The market's key volatility gauge, the VIX index, has also been creeping higher this week, and rose 2.8% in the overnight session to 22.8 points, a level that suggest traders are expecting daily price swings of around 57 points for the S&P 500 over the next month.
On Wall Street, the S&P 500 gained 0.75%, while the Dow Jones Industrial Average finished up 182 points, or 0.54%, to 33,780. The tech-focused Nasdaq rose 1.13%.
In terms of individual stocks, GameStop (GME) soared 11.3% even after the video game retailer posted its seventh consecutive quarterly loss amid fading demand and elevated cost pressures.
Tesla (TSLA) finished slightly lower after an earlier rise on reports that bankers are preparing to ask Elon Musk to pledge more of his stock in the clean-energy carmaker against loans linked to his $44 billion purchase of Twitter.
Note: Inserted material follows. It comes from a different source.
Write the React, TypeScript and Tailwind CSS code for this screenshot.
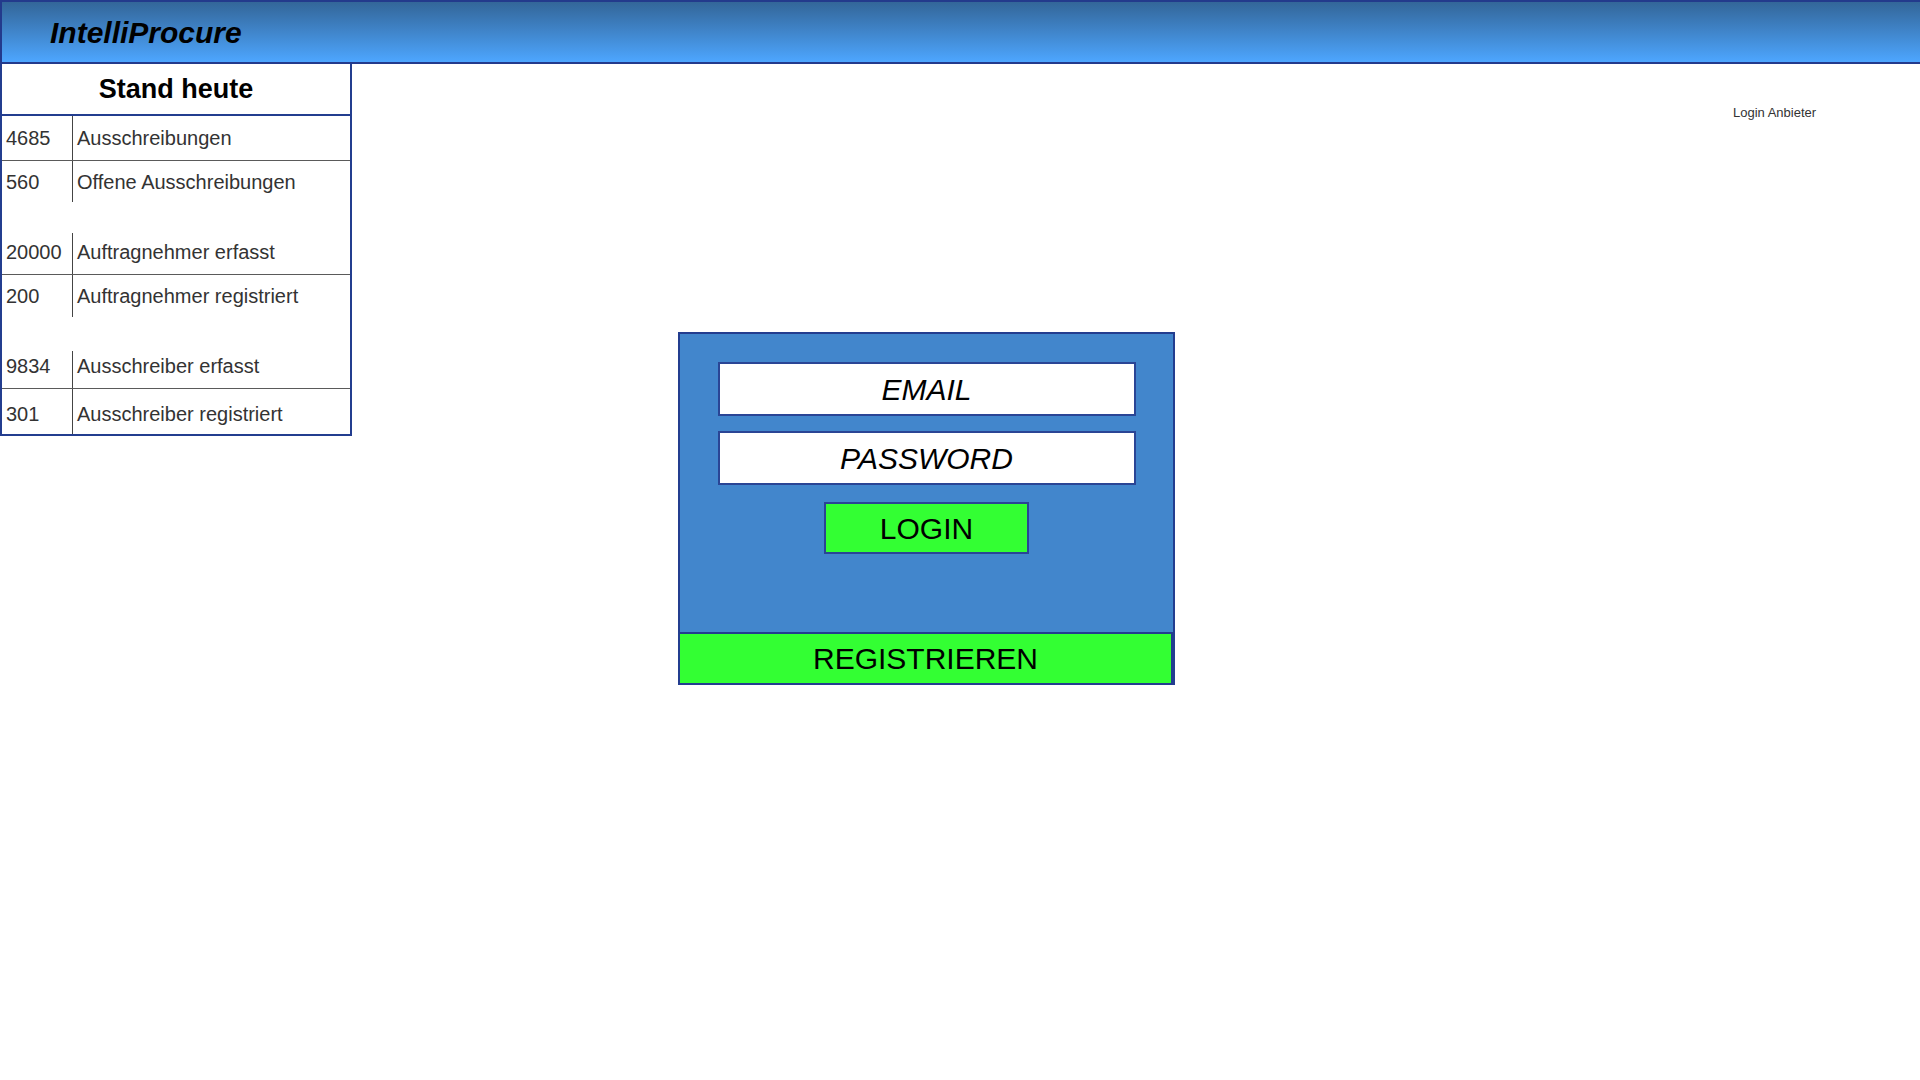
import React from 'react';

type Stat = { num: string; label: string; h: string; line?: boolean; shift?: string };

const groups: Stat[][] = [
  [
    { num: '4685', label: 'Ausschreibungen', h: 'h-[45px]', line: true },
    { num: '560', label: 'Offene Ausschreibungen', h: 'h-[41px]' },
  ],
  [
    { num: '20000', label: 'Auftragnehmer erfasst', h: 'h-[42px]', line: true, shift: 'pb-[4px]' },
    { num: '200', label: 'Auftragnehmer registriert', h: 'h-[42px]' },
  ],
  [
    { num: '9834', label: 'Ausschreiber erfasst', h: 'h-[38px]', line: true, shift: 'pb-[7px]' },
    { num: '301', label: 'Ausschreiber registriert', h: 'h-[45px]', shift: 'pt-[4px]' },
  ],
];

function StatRow({ num, label, h, line, shift }: Stat) {
  return (
    <div className={`flex ${h} ${line ? 'border-b border-[#5a5a5a]' : ''}`}>
      <div className={`w-[71px] border-r border-[#444] pl-[4px] flex items-center ${shift ?? ''}`}>{num}</div>
      <div className={`flex-1 pl-[4px] flex items-center ${shift ?? ''}`}>{label}</div>
    </div>
  );
}

export default function App() {
  return (
    <div className="min-h-screen bg-white font-['Liberation_Sans',Arial,sans-serif]">
      {/* Header */}
      <header className="h-[64px] border-y-2 border-l-2 border-[#233a8c] bg-gradient-to-b from-[#336699] to-[#4da6ff] flex items-center pl-[48px]">
        <h1 className="text-[30px] font-bold italic text-black">IntelliProcure</h1>
      </header>

      <div className="flex items-start">
        {/* Stand heute table */}
        <div className="w-[352px] border-x-2 border-b-2 border-[#233d8f] text-[20px] text-[#333]">
          <div className="h-[52px] border-b-2 border-[#233d8f] flex items-center justify-center text-[27px] font-bold text-black">
            Stand heute
          </div>
          <StatRow {...groups[0][0]} />
          <StatRow {...groups[0][1]} />
          <div className="h-[31px]" />
          <StatRow {...groups[1][0]} />
          <StatRow {...groups[1][1]} />
          <div className="h-[34px]" />
          <StatRow {...groups[2][0]} />
          <StatRow {...groups[2][1]} />
        </div>

        {/* Login box */}
        <div className="ml-[326px] mt-[268px] w-[497px] border-2 border-[#233d8f] bg-[#4286cc] flex flex-col items-center">
          <div className="mt-[28px] w-[418px] h-[54px] border-2 border-[#2a4595] bg-white flex items-center justify-center text-[30px] italic text-black">
            EMAIL
          </div>
          <div className="mt-[15px] w-[418px] h-[54px] border-2 border-[#2a4595] bg-white flex items-center justify-center text-[30px] italic text-black">
            PASSWORD
          </div>
          <button className="mt-[17px] w-[205px] h-[52px] border-2 border-[#2a4595] bg-[#33ff33] flex items-center justify-center text-[30px] text-black">
            LOGIN
          </button>
          <button className="mt-[78px] -mb-[2px] self-start -ml-[2px] w-[495px] h-[53px] border-2 border-[#233d8f] bg-[#33ff33] flex items-center justify-center text-[30px] text-black">
            REGISTRIEREN
          </button>
        </div>

        {/* Login Anbieter */}
        <div className="ml-[558px] mt-[39px] text-[13px] text-[#333]">Login Anbieter</div>
      </div>
    </div>
  );
}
Costco Wholesale, (COST) meanwhile, edged modestly lower ahead of of the bulk discount retailer's first quarter earnings after the close of trading, with investors likely focused on plans to boost its lucrative membership fees and improving its core profit margins.
European stocks drifted lower, as well, extending the Stoxx 600's recent slump to a fourth consecutive session, falling 022% in mid-day Frankfurt trading while oil prices bounced off their recent nine months lows to take WTI crude future for January delivery to $734.39 per barrel.